This morning I received an e-mail from a well-known (white) writer friend who is very much a man of the Left. He objected to the reasoning in the e-mail I posted from a white Republican friend in Baton Rouge, regarding the black flash mob; the Republican woman had complained that the media are in part to blame for the dismal situation with black culture in the city, because (in her view) they rarely if ever highlight successful middle-class black people like her friends, but only valorize dysfunctional gangsta-rap culture.

My leftist friend wrote this morning to object to the GOP woman’s complaint about the media, particularly her view that:

…if only the mainstream media ran different stories, things would be different, which, inter alia, seems to me to be increasingly a rote Republican trope. The truth is that the lower half, for lack of a better term, of the black community is for all intents and purposes, shattered. We can argue about the reasons. Was Moynihan right all those years? Was it the Great Society or was it the failure of the Johnson administration to properly implement the Great Society? Was it political correctness? The deleterious effect of the sexual revolution on the poor? Was it economic globalization that has made good working class jobs scarcer and scarcer? Or was it modern capitalism’s push for virtually open borders for two decades which led to the arrival of millions of Hispanic immigrants willing to work for far less than blacks would accept?

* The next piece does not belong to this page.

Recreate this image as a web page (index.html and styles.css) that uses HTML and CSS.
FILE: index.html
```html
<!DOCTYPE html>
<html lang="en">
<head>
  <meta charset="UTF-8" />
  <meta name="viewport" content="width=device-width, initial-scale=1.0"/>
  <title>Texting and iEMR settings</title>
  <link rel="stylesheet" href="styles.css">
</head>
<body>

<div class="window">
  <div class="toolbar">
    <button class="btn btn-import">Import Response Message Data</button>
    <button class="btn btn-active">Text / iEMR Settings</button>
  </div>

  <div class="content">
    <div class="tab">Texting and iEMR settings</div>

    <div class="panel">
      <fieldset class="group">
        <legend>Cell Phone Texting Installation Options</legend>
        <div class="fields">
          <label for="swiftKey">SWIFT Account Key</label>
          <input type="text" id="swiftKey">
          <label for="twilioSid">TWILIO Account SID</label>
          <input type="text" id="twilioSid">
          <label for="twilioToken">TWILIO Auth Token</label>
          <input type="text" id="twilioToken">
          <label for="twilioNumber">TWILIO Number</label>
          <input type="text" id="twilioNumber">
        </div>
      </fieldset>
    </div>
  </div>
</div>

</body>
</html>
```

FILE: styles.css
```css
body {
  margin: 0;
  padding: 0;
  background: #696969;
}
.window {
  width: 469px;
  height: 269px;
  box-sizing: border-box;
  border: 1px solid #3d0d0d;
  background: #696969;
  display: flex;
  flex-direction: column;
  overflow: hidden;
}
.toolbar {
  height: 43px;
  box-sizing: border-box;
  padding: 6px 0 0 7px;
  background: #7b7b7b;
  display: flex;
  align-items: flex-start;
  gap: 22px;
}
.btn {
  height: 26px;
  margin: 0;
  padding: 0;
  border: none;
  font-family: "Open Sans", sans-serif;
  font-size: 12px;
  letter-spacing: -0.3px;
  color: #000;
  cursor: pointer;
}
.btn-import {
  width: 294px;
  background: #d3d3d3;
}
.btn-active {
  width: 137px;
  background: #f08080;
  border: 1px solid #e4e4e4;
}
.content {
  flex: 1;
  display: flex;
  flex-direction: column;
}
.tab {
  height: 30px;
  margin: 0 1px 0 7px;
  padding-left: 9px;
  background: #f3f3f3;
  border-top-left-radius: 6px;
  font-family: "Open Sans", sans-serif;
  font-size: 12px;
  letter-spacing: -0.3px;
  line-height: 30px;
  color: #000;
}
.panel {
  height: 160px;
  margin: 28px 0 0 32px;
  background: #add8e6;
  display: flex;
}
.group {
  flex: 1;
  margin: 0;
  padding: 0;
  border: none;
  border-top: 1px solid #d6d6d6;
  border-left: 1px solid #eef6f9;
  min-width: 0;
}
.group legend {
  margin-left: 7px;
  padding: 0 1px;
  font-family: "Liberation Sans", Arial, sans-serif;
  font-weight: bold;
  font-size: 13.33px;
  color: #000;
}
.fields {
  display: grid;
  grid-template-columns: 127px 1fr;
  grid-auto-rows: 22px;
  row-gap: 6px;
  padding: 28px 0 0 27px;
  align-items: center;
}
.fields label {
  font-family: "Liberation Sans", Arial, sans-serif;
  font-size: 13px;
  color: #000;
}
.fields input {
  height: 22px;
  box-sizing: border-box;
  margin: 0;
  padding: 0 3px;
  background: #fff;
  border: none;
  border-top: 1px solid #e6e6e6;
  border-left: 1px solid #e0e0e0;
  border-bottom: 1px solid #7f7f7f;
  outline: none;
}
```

Frankly, I don’t trust my own opinions on the question of how much weight to lend to each of these explanations. What I’m certain is that the crisis in black America grows worse by the day and that it is only the resegregation of the US, the diluting of the black moral claim on American that is the inevitable result of our having moved from being a country of whites and blacks to a genuinely multi-racial one, and the fact that, if anything, the lady you quote has it exactly backwards and far from glorifying criminality and barbarism, the media actually underreports the bad news, that conceals this horrible reality.

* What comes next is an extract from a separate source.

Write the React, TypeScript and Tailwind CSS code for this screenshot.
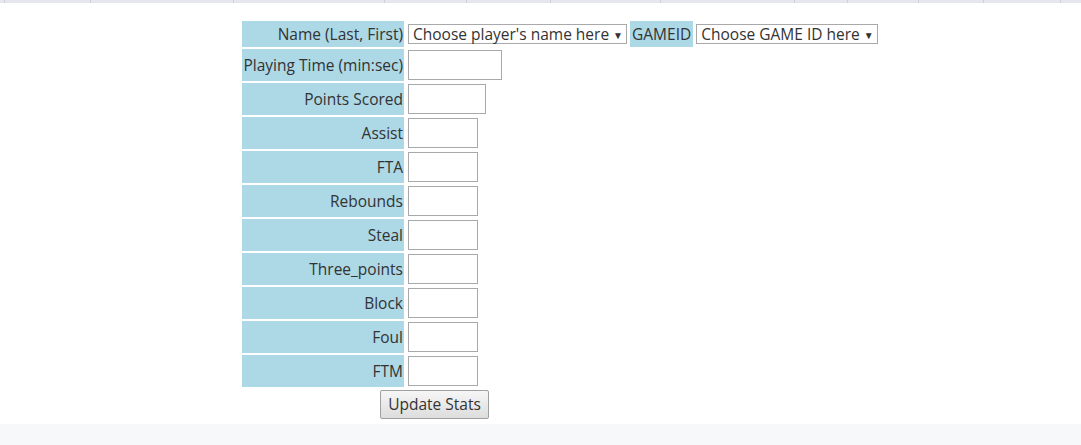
import { useState } from 'react'

const statRows = [
  { label: 'Playing Time (min:sec)', width: 'w-[94px]' },
  { label: 'Points Scored', width: 'w-[78px]' },
  { label: 'Assist', width: 'w-[70px]' },
  { label: 'FTA', width: 'w-[70px]' },
  { label: 'Rebounds', width: 'w-[70px]' },
  { label: 'Steal', width: 'w-[70px]' },
  { label: 'Three_points', width: 'w-[70px]' },
  { label: 'Block', width: 'w-[70px]' },
  { label: 'Foul', width: 'w-[70px]' },
  { label: 'FTM', width: 'w-[70px]' },
]

const tabStops = [4, 90, 233, 384, 466, 550, 660, 794, 847, 918, 983, 1060]

export default function App() {
  const [values, setValues] = useState<Record<string, string>>({})

  return (
    <div className="flex min-h-[445px] flex-col bg-white font-['Open_Sans',sans-serif] text-[15.5px] text-[#333]">
      {/* Top strip */}
      <div className="relative h-[3px] bg-[#e6e6ef]">
        {tabStops.map((x) => (
          <div
            key={x}
            className="absolute top-0 h-[3px] w-px bg-[#d0d0dc]"
            style={{ left: x }}
          />
        ))}
      </div>

      <div className="pl-[240px] pt-[16px]">
        <table className="border-separate border-spacing-[2px]">
          <tbody>
            <tr>
              <td className="h-[26px] w-[162px] bg-[#add8e6] p-0 pr-[1px] pt-[2px] text-right leading-none">
                Name (Last, First)
              </td>
              <td className="p-0 pl-[2px]">
                <div className="flex items-center gap-[3px]">
                  <button className="flex h-[20px] items-center gap-[4px] border border-[#a9a9a9] bg-white pl-[4px] pr-[3px] pt-[1px] leading-none">
                    Choose player's name here
                    <span className="text-[10px]">▼</span>
                  </button>
                  <span className="flex h-[26px] items-center bg-[#add8e6] px-[2px] pt-[2px] leading-none">
                    GAMEID
                  </span>
                  <button className="ml-[0px] flex h-[20px] items-center gap-[4px] border border-[#a9a9a9] bg-white pl-[4px] pr-[3px] pt-[1px] leading-none">
                    Choose GAME ID here
                    <span className="text-[10px]">▼</span>
                  </button>
                </div>
              </td>
            </tr>
            {statRows.map((row) => (
              <tr key={row.label}>
                <td className="h-[32px] bg-[#add8e6] p-0 pr-[1px] pt-[2px] text-right leading-none">
                  {row.label}
                </td>
                <td className="p-0 pl-[2px]">
                  <input
                    value={values[row.label] ?? ''}
                    onChange={(e) =>
                      setValues({ ...values, [row.label]: e.target.value })
                    }
                    className={`${row.width} block h-[30px] border border-[#a9a9a9] bg-white px-1 outline-none`}
                  />
                </td>
              </tr>
            ))}
          </tbody>
        </table>
        <button className="ml-[140px] mt-[1px] h-[29px] w-[109px] rounded-[2px] border border-[#a0a0a0] bg-gradient-to-b from-[#f6f6f6] to-[#dddddd] pt-[1px] leading-none">
          Update Stats
        </button>
      </div>

      <div className="mt-[5px] flex-1 bg-[#f7f8fa]" />
    </div>
  )
}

I suspect he’s right. I think of the detailed descriptions I’ve heard of the utter chaos and dysfunction in poor black Baton Rouge neighborhoods, witnessed by firefighter friends who work there every day, and how none of this ever makes it into the media. Seriously, some time ago I was talking to a firefighter (I met a lot of them after Ruthie died; her husband is a BR firefighter) about his job, and in the course of getting to know him, asked him questions about his work. After a while, it occurred to me that this guy saw a side of daily life that was completely alien to me, even though I now live within miles of it. He admitted that life among the poor urban black communities in Baton Rouge is like life on another planet. He didn’t say that with meanness or triumphalism or cruelty in his voice. If anything, he was sad about it, and said it in the sense of most people  outside those communities — people like you, Rod — have no idea how chaotic and broken life is for those people. My leftist writer friend, in our exchange, said he has not had the experience that the firefighters have had, but he thinks this is correct.

It’s not the media’s fault. If anything, the media are underplaying the extent of the problem. So says my leftist friend, a man whose name many of you would know. I think he’s right.